Thanksgiving is a complex day. For some, it's a time to gather with family and celebrate over an elaborate meal. For others, it's a day to mourn and protest against colonialism and intentional false narratives about the relationship between Indigenous People and the early settlers.
How Thanksgiving helped create the erasure of the indigenous people
While we don't know when the fairy tale version of the holiday was created, President Abraham Lincoln made it a national holiday in 1863 to foster unity. He conceived it as a national day of Thanksgiving, and "Pilgrims and Indians" weren't included in the tradition until 1890. It also allowed for the idea of bloodless colonialism that birthed the country, removed from the Indian Wars and slavery.
We are Americans, we can make the holiday into anything we want it to be. We can choose to celebrate each other.—Rep. Deb Haaland of New Mexico
"We are Americans, we can make the holiday into anything we want it to be," said Rep. Deb Haaland of New Mexico, who in 2018 became one of the first Native American women elected to Congress. "We can choose to celebrate each other."
Changing the Thanksgiving story, analysing the myth
To rewrite the myth, first, we must recognize the harmful impact of this historical fiction.
Second, we need to stop engaging with any media that represents Indigenous People as cartoonish historical relics.

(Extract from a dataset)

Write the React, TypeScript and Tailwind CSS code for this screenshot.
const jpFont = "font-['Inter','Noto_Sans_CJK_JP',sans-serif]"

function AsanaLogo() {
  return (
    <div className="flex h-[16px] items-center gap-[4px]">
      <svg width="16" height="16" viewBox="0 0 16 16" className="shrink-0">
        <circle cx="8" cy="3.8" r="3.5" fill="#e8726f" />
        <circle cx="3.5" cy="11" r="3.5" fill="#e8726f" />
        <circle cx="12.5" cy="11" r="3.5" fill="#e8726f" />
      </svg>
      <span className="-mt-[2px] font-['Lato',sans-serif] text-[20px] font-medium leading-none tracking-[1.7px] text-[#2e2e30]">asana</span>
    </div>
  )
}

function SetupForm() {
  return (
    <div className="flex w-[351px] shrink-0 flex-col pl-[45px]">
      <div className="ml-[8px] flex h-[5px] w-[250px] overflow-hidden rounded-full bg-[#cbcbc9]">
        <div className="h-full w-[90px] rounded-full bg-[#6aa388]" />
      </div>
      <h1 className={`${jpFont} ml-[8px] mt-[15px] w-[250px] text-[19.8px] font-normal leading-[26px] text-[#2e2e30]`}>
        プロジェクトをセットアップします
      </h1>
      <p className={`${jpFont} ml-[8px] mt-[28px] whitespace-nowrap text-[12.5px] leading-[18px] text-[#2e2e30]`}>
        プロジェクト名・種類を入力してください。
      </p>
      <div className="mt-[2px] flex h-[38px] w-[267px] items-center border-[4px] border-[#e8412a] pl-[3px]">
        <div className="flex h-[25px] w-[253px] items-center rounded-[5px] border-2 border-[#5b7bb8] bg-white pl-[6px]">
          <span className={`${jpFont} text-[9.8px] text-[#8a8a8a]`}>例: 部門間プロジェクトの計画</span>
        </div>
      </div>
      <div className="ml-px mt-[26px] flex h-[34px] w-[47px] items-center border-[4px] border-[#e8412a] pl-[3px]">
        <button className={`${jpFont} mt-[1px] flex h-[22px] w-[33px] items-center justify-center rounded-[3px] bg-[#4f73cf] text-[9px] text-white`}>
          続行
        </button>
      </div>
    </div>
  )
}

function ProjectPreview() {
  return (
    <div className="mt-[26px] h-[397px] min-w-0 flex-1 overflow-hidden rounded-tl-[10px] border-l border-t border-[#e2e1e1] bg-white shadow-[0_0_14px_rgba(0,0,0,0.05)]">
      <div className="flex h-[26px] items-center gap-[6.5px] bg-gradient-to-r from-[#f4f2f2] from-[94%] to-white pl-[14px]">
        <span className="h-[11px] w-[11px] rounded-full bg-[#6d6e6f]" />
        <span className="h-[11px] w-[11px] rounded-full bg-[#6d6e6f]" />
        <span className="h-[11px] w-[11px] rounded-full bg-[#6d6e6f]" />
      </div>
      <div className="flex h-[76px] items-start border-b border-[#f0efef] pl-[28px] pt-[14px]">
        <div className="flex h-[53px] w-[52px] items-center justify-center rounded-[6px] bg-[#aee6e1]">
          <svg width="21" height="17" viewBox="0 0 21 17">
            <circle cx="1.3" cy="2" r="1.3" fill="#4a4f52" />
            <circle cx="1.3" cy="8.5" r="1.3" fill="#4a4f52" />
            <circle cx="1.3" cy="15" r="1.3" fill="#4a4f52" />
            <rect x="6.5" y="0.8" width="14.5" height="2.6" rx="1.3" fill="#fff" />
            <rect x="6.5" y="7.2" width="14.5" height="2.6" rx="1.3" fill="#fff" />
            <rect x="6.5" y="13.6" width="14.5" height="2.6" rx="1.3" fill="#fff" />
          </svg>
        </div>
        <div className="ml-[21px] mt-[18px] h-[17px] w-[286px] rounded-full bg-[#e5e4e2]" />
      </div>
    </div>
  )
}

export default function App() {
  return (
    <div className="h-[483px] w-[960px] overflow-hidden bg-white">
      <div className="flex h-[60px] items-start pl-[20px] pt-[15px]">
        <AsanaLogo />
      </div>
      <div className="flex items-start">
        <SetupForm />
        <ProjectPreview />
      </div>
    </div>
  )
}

It relegates Native Americans to the past and smooths out a history that should be taught with all its dimensions, and native American history is American history.
The Native Americans featured in the thanksgiving story are from the Wampanaogs tribe, and they still exist. They make up two federally recognized tribes, the Mashpee Wampanoag Tribe and the Wampanoag Tribe of Gray Head. They descend from a confederation of groups stretched across large Massachusetts areas including Cape Cod, Martha's Vineyard, and Nantucket.
It's important to remember that "American Indian" is a political identity, not a racial one, constituted by formal, still living treaties with the United States government and a long series of legal decisions.
We can tell better and truer stories with whole and complicated human beings.
Seek Thanksgiving meaning in new ways
Today, Thanksgiving is about coming together, being grateful, and remembering our ancestors. These values can still be honored while debunking the myths and learning and understanding another culture's history and current status.
It's also an opportunity to move away from the sanitized story of Thanksgiving, created in part to define "Americanism" for the new immigrants by adding new traditions, recipes and stories.